Послы Гостомысла, должно быть, ещё не прибыли в Великоград, когда весной, пополнив ряды сторонников такими же сорвиголовами из местной руси, Осколод продолжил путь.
Где волоками, где мелкими речушками, где вплавь, где впешь, ещё не отгорели сухие травы на древних курганах, сотни Осколода расправили паруса лодий над многоводным Днепром. Оставив по борту земли кривичей, они устремились на юг и вскоре уж завидели киевские горы.
Жизнь улыбалась молодому вождю…
* * *
Удача оставила Добрю, едва тот миновал ворота княжеского двора. И, будучи уже тертым калачом, Добродей сразу это понял.
Справа от княжеского терема чернело два общих дома и конюшня. Близ домов уже толпился народ — воины примеряли оружие, готовились к шутейным поединкам. Рядом — стайка отроков, человек пятнадцать, не больше. На негнущихся ногах Добря преодолел отделявшее расстояние.
Воеводу узнал сразу. В отличие от рюриковского, этот был поджарым, с темно-русыми волосами и острым, как копейное острие, взглядом. Сразу заприметил мальчика, махнул рукой, подзывая:
— Это ты, что ли, тот самый?

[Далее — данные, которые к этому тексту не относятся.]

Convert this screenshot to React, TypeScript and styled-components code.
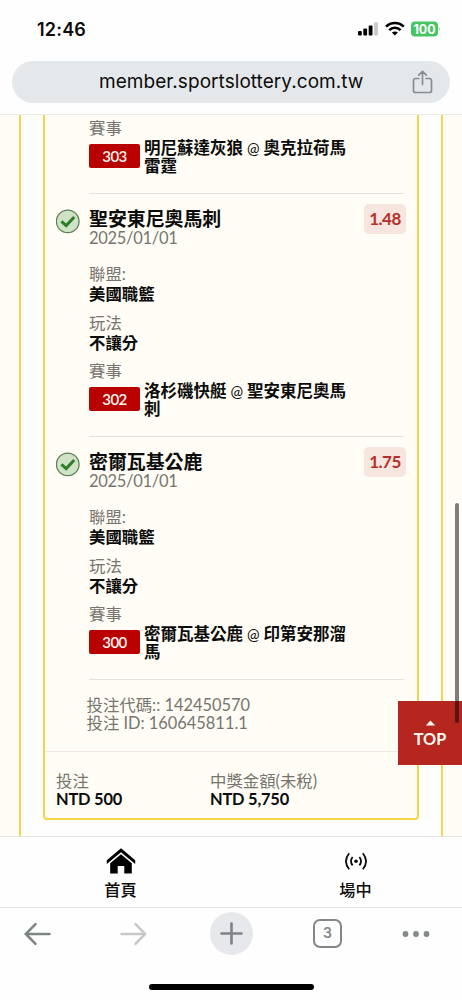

Князь про тебя сказал. Вон, иди к остальным, они объяснят, что к чему.
«Остальные» уже поджидали, и от их вида становилось не по себе. Но хуже другое — все отроки по виду младше, каждый на две головы ниже Добродея.
— О… смотрите, кто к нам пришел! — протянул чернявый мальчишка.
По тону и нахальному виду Добря сразу определил — предводитель. Неприятный морозец выхолодил спину, вспомнилось, как сам был первым из первых, как каждый день утверждал это право, нещадно лупил и «стареньких», и «новеньких». Вторых не жаловал особо. Впрочем, их никто не жаловал.